Judges plead guilty in scheme to jail youths for profit

Hillary Transue expected to get a scolding from the judge for mocking her high school assistant principal on a MySpace page. Instead, this stellar student from Wilkes-Barre, Pa., was sentenced to three months at a juvenile detention center on a charge of harassment.

“I felt like I had been thrown into some surreal sort of nightmare,” Hillary, 17, told The New York Times. “All I wanted to know was how this could be fair and why the judge would do such a thing.”

It turns out that the judge who sentenced her, Mark A. Ciavarella Jr., and a colleague, Michael T. Conahan, appeared in federal court in Scranton, Pa., to plead guilty to wire fraud and income tax fraud. Most shockingly, the income tax fraud stemmed from taking more than $2.6 million in kickbacks to send teenagers to two privately run youth detention centers run by PA Child Care and a sister company, Western PA Child Care.

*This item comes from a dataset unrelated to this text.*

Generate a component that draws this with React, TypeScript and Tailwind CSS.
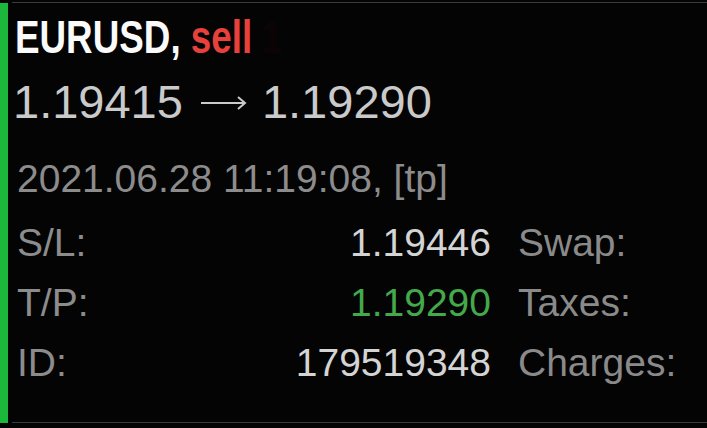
export default function App() {
  const rows = [
    { label: 'S/L:', value: '1.19446', valueClass: 'text-[#d4d4d4]', right: 'Swap:' },
    { label: 'T/P:', value: '1.19290', valueClass: 'text-[#43a94b]', right: 'Taxes:' },
    { label: 'ID:', value: '179519348', valueClass: 'text-[#d4d4d4]', right: 'Charges:' },
  ];

  return (
    <div
      className="w-[707px] h-[428px] bg-[#040404] flex pt-[2px] overflow-hidden"
      style={{ fontFamily: '"Liberation Sans", Arial, sans-serif' }}
    >
      {/* order side marker */}
      <div className="w-[8px] h-[420px] mt-[1px] bg-[#1bb83b] shrink-0" />

      <div className="flex-1 ml-[4px] h-[421px] border-t border-b border-[#3a3a40] pl-[5px]">
        {/* symbol + side */}
        <div className="mt-[11px] h-[46px] text-[46px] leading-[46px] font-bold whitespace-nowrap -ml-[2px]">
          <span className="inline-block origin-left scale-x-[0.8]">
            <span className="text-[#fafafa]">EURUSD, </span>
            <span className="text-[#e8413b]">sell</span>
            <span className="text-[#0c0404] ml-[12px]">1</span>
          </span>
        </div>

        {/* open -> close price */}
        <div className="mt-[18px] h-[47px] flex items-center text-[47px] leading-[47px] text-[#cacaca] whitespace-nowrap -ml-[4px]">
          <span>1.19415</span>
          <svg className="ml-[18px] mt-[2px] shrink-0" width="46" height="14" viewBox="0 0 46 14" fill="none">
            <path d="M0 7H44M37 1L44 7L37 13" stroke="#cacaca" strokeWidth="2" />
          </svg>
          <span className="ml-[15px]">1.19290</span>
        </div>

        {/* time */}
        <div className="mt-[34px] h-[39px] text-[39px] leading-[39px] text-[#8c8c8c] whitespace-nowrap">
          2021.06.28 11:19:08, [tp]
        </div>

        <div className="mt-[15px] flex flex-col">
          {rows.map((r) => (
            <div key={r.label} className="flex h-[60px] text-[39px] leading-[60px] whitespace-nowrap">
              <div className="w-[474px] flex justify-between">
                <span className="text-[#8c8c8c]">{r.label}</span>
                <span className={r.valueClass}>{r.value}</span>
              </div>
              <span className="ml-[27px] text-[#8a8a8a]">{r.right}</span>
            </div>
          ))}
        </div>
      </div>
    </div>
  );
}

While prosecutors say that Judge Conahan, 56, secured contracts for the two centers to house juvenile offenders, Judge Ciavarella, 58, was the one who carried out the sentencing to keep the centers filled.

The State Supreme Court has appointed another judge to determine what should be done with the estimated 5,000 juveniles who have been sentenced by Judge Ciavarella since the scheme started in 2003. Many of them were first-time offenders and some remain in detention.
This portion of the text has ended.